Il se pourrait bien que la source de l’échec d’une fusion acquisition se trouve ailleurs que dans les "due diligence ». Il y a bien longtemps maintenant que ces vérifications d’usage sont l’usage justement. Où se place donc le risque, le véritable risque d’échec ? C’est un risque que l’on juge être un risque « humain » que l’on situe généralement au niveau de l’égo des dirigeants et/ou dans la culture des organisations. A-t-on vérifié la comptabilité des acteurs en présence qui, tous deux, jouent une scène particulière, avec des outils particuliers, et une manière de faire bien à eux ? Les entreprises ont des cultures qu’il s’agit d’identifier, des philosophies qu’il s’agit de mettre au jour, afin de voir comment l’on pourra conduire le changement, accompagner la transformation.
La fusion de deux entreprises n’est pas forcément issue d’une histoire d’amour, mais bien plutôt d’une histoire de puissance voire de survie. Dans une histoire d’amour, nous avons tendance à chercher notre âme sœur. Cette idée, « l’âme sœur » est une idée qui nous vient du discours d’Aristophane, discours prononcé en l’honneur du dieu Amour lors du fameux Banquet de Platon. Selon les dires d’Aristophane, nous étions pour beaucoup des êtres androgynes, des sortes de sphères célestes, enfants des étoiles. Or, Zeus, jaloux de notre perfection, nous découpa en deux parties. Depuis, nous cherchons l’être aimé dans le passé, notre moitié. Nous désirons ardemment retrouver l’être perdu…
Disons-le franchement, la fusion de deux entreprises ne se vit jamais ou très rarement comme de belles et tendres retrouvailles (ce que suppose le mythe des âmes sœurs). C’est toujours une chose difficile à vivre pour l’ensemble des collaborateurs. On dira que c’est le choc de deux cultures qui sont censées, après rencontre, n’en faire qu’une. Mais qu’est-ce qu’une culture d’entreprise ? C’est l’ensemble des savoirs, des pratiques et des rites jugés nécessaires pour réaliser le travail. La culture d’une entreprise, c’est donc globalement son style : ce qui fait sa singularité pour l’ensemble de ses parties prenantes.
Qu’est-ce que l’on aime dans la fusion ? La puissance de frappe que l’on acquiert ? Soit. Il est vrai que le fait de pouvoir peser dans le cours des affaires est chose agréable. La question devient alors : comment est-ce que cette entreprise pèse dans le cours des affaires ? Par où l’on revient à la question de son style.

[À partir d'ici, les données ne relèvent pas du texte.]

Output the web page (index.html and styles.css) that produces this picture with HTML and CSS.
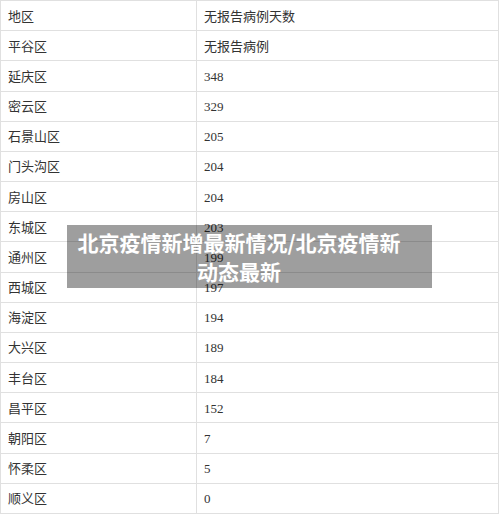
FILE: index.html
```html
<!DOCTYPE html>
<html lang="zh-CN">
<head>
<meta charset="utf-8">
<title>北京疫情新增最新情况</title>
<link rel="stylesheet" href="styles.css">
</head>
<body>
<div class="page">
  <table class="data">
    <colgroup><col class="c1"><col class="c2"></colgroup>
    <tbody>
      <tr><td>地区</td><td>无报告病例天数</td></tr>
      <tr><td>平谷区</td><td>无报告病例</td></tr>
      <tr><td>延庆区</td><td>348</td></tr>
      <tr><td>密云区</td><td>329</td></tr>
      <tr><td>石景山区</td><td>205</td></tr>
      <tr><td>门头沟区</td><td>204</td></tr>
      <tr><td>房山区</td><td>204</td></tr>
      <tr><td>东城区</td><td>203</td></tr>
      <tr><td>通州区</td><td>199</td></tr>
      <tr><td>西城区</td><td>197</td></tr>
      <tr><td>海淀区</td><td>194</td></tr>
      <tr><td>大兴区</td><td>189</td></tr>
      <tr><td>丰台区</td><td>184</td></tr>
      <tr><td>昌平区</td><td>152</td></tr>
      <tr><td>朝阳区</td><td>7</td></tr>
      <tr><td>怀柔区</td><td>5</td></tr>
      <tr><td>顺义区</td><td>0</td></tr>
    </tbody>
  </table>
  <div class="banner"><span class="banner-text">北京疫情新增最新情况/北京疫情新动态最新</span></div>
</div>
</body>
</html>
```
FILE: styles.css
```css
html, body {
  margin: 0;
  padding: 0;
  background: #ffffff;
}
.page {
  position: relative;
  width: 500px;
  height: 514px;
  overflow: hidden;
}
.data {
  border-collapse: collapse;
  table-layout: fixed;
  width: 499px;
  font-family: "Liberation Serif", "Noto Sans CJK SC", serif;
  font-size: 13px;
  color: #333333;
}
.c1 { width: 196px; }
.data td {
  border: 1px solid #e0e0e0;
  height: 30.18px;
  padding: 2px 7px 0 7px;
  box-sizing: border-box;
  vertical-align: middle;
  line-height: 16px;
}
.banner {
  position: absolute;
  left: 67px;
  top: 225px;
  width: 365px;
  height: 63px;
  background: rgba(0, 0, 0, 0.38);
  box-sizing: border-box;
  padding: 0 28px 0 7px;
  display: flex;
  align-items: center;
  justify-content: center;
  text-align: center;
}
.banner-text {
  font-family: "Noto Sans CJK SC", sans-serif;
  font-weight: 700;
  font-size: 21px;
  line-height: 28.5px;
  color: #ffffff;
}
```
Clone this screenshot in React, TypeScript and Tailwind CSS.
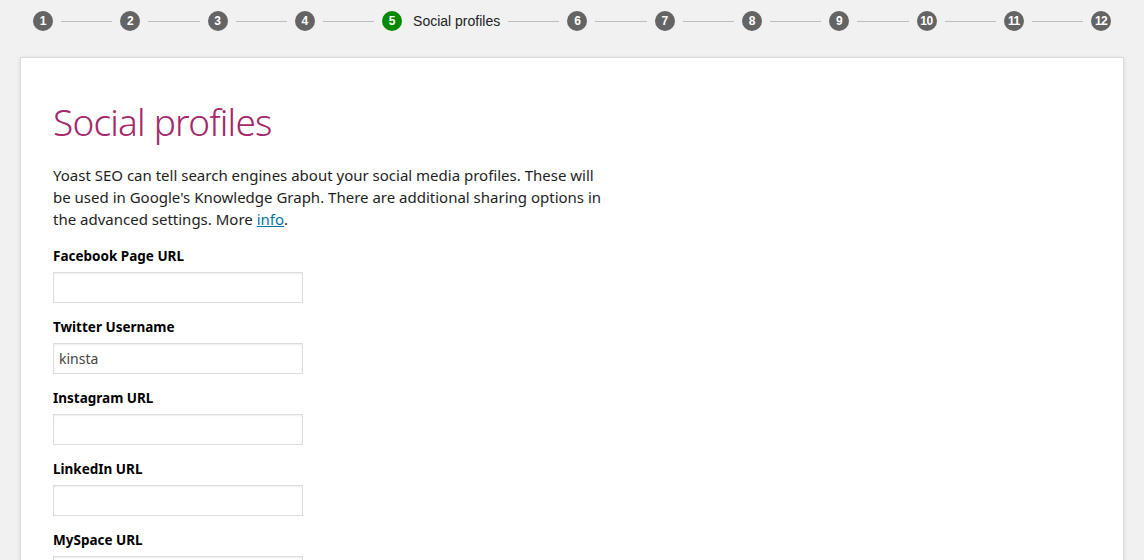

L’idée que l’on pourrait faire se confondre deux entités séparées est illusoire, voire dangereuse. La fusion est un désir archaïque. L’accompagnement pour une fusion commence dès lors que l’on réfléchit sur ce qui distingue chacune de ces entreprises, sur le style de chacune d’entre elles.
Au-delà du désir de puissance ou de la simple contrainte de regroupement, il faut désirer la différence de cette autre entreprise (serait-ce la définition réelle de l’amour : désirer la différence de l’autre), désirer son style à elle et non le nôtre. Au lieu de s’inscrire dans une lutte pour la reconnaissance de chacune des identités, il faut inscrire d’emblée un parcours de la reconnaissance pour chacune de ces entreprises.
Cette reconnaissance aura lieu si chacune des entreprises s’accorde sur un rite de l’étonnement : si chacune a le cran de faire un rapport d’étonnement à l’autre sur la valeur ajoutée de son style.